### Collected material
╭──
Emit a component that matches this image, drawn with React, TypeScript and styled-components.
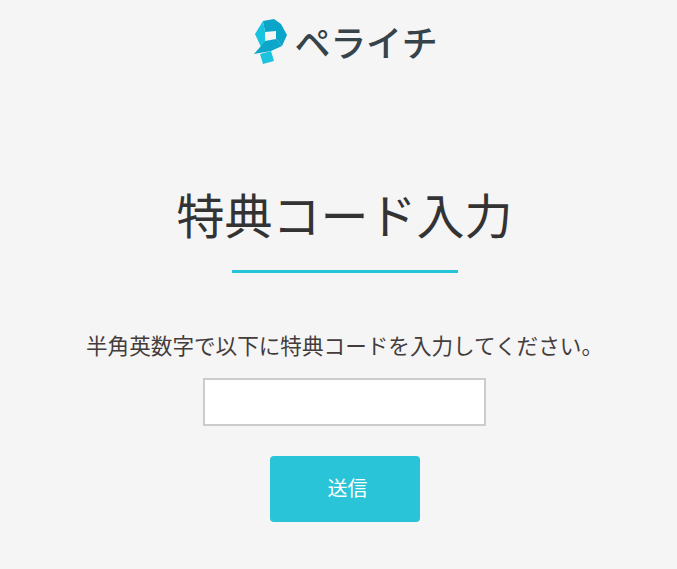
import * as React from "react";
import styled, { createGlobalStyle } from "styled-components";

const GlobalStyle = createGlobalStyle`
  html, body {
    margin: 0;
    padding: 0;
    height: 100%;
    overflow: hidden;
    background: #f5f5f5;
  }
`;

const Page = styled.div`
  width: 689px;
  height: 569px;
  display: flex;
  flex-direction: column;
  align-items: center;
  font-family: "Noto Sans CJK JP", "Noto Sans", sans-serif;
  color: #333333;
`;

const Header = styled.header`
  display: flex;
  align-items: center;
  gap: 8px;
  height: 48px;
  margin: 17px 0 0 2px;
`;

const LogoText = styled.span`
  font-size: 36px;
  font-weight: 500;
  line-height: 48px;
  color: #36434a;
  letter-spacing: -0.3px;
`;

const Title = styled.h1`
  margin: 113px 0 0;
  font-size: 48px;
  font-weight: 400;
  line-height: 70px;
  color: #333333;
`;

const Rule = styled.div`
  width: 226px;
  height: 3px;
  margin-top: 22px;
  background: #26c4d8;
`;

const Lead = styled.p`
  margin: 57px 0 0;
  font-size: 21.6px;
  line-height: 30px;
  color: #443c3c;
  white-space: nowrap;
`;

const Form = styled.form`
  display: flex;
  flex-direction: column;
  align-items: center;
  gap: 30px;
  margin-top: 18px;
`;

const CodeInput = styled.input`
  box-sizing: border-box;
  width: 283px;
  height: 48px;
  border: 2px solid #cccccc;
  background: #ffffff;
  outline: none;
`;

const Submit = styled.button`
  width: 150px;
  height: 66px;
  padding: 0 0 4px 6px;
  border: none;
  border-radius: 4px;
  background: #29c4d8;
  color: #ffffff;
  font-family: inherit;
  font-size: 20px;
  font-weight: 400;
  cursor: pointer;
`;

const Logo = () => (
  <svg width="33" height="45" viewBox="0 0 33 45">
    <polygon points="9,2 20,0 27,5 33,16 28,27 22,20 22,12 11,13" fill="#0aa5c9" />
    <polygon points="9,2 1,15 7,28 11,22 11,13" fill="#17c3df" />
    <polygon points="0,35 7,27 11,22 22,20 28,27 17,32" fill="#0ba6c9" />
    <polygon points="6,35 17,32 20,42 9,45" fill="#1cc2de" />
  </svg>
);

export default function App() {
  return (
    <Page>
      <GlobalStyle />
      <Header>
        <Logo />
        <LogoText>ペライチ</LogoText>
      </Header>
      <Title>特典コード入力</Title>
      <Rule />
      <Lead>半角英数字で以下に特典コードを入力してください。</Lead>
      <Form>
        <CodeInput type="text" />
        <Submit type="button">送信</Submit>
      </Form>
    </Page>
  );
}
╰──
### Your goal
Do not include the images; transcribe the rest of the listing exactly.

### Finished exercise
Emit a component that matches this image, drawn with React, TypeScript and styled-components.
import * as React from "react";
import styled, { createGlobalStyle } from "styled-components";

const GlobalStyle = createGlobalStyle`
  html, body {
    margin: 0;
    padding: 0;
    height: 100%;
    overflow: hidden;
    background: #f5f5f5;
  }
`;

const Page = styled.div`
  width: 689px;
  height: 569px;
  display: flex;
  flex-direction: column;
  align-items: center;
  font-family: "Noto Sans CJK JP", "Noto Sans", sans-serif;
  color: #333333;
`;

const Header = styled.header`
  display: flex;
  align-items: center;
  gap: 8px;
  height: 48px;
  margin: 17px 0 0 2px;
`;

const LogoText = styled.span`
  font-size: 36px;
  font-weight: 500;
  line-height: 48px;
  color: #36434a;
  letter-spacing: -0.3px;
`;

const Title = styled.h1`
  margin: 113px 0 0;
  font-size: 48px;
  font-weight: 400;
  line-height: 70px;
  color: #333333;
`;

const Rule = styled.div`
  width: 226px;
  height: 3px;
  margin-top: 22px;
  background: #26c4d8;
`;

const Lead = styled.p`
  margin: 57px 0 0;
  font-size: 21.6px;
  line-height: 30px;
  color: #443c3c;
  white-space: nowrap;
`;

const Form = styled.form`
  display: flex;
  flex-direction: column;
  align-items: center;
  gap: 30px;
  margin-top: 18px;
`;

const CodeInput = styled.input`
  box-sizing: border-box;
  width: 283px;
  height: 48px;
  border: 2px solid #cccccc;
  background: #ffffff;
  outline: none;
`;

const Submit = styled.button`
  width: 150px;
  height: 66px;
  padding: 0 0 4px 6px;
  border: none;
  border-radius: 4px;
  background: #29c4d8;
  color: #ffffff;
  font-family: inherit;
  font-size: 20px;
  font-weight: 400;
  cursor: pointer;
`;

const Logo = () => (
  <svg width="33" height="45" viewBox="0 0 33 45">
    <polygon points="9,2 20,0 27,5 33,16 28,27 22,20 22,12 11,13" fill="#0aa5c9" />
    <polygon points="9,2 1,15 7,28 11,22 11,13" fill="#17c3df" />
    <polygon points="0,35 7,27 11,22 22,20 28,27 17,32" fill="#0ba6c9" />
    <polygon points="6,35 17,32 20,42 9,45" fill="#1cc2de" />
  </svg>
);

export default function App() {
  return (
    <Page>
      <GlobalStyle />
      <Header>
        <Logo />
        <LogoText>ペライチ</LogoText>
      </Header>
      <Title>特典コード入力</Title>
      <Rule />
      <Lead>半角英数字で以下に特典コードを入力してください。</Lead>
      <Form>
        <CodeInput type="text" />
        <Submit type="button">送信</Submit>
      </Form>
    </Page>
  );
}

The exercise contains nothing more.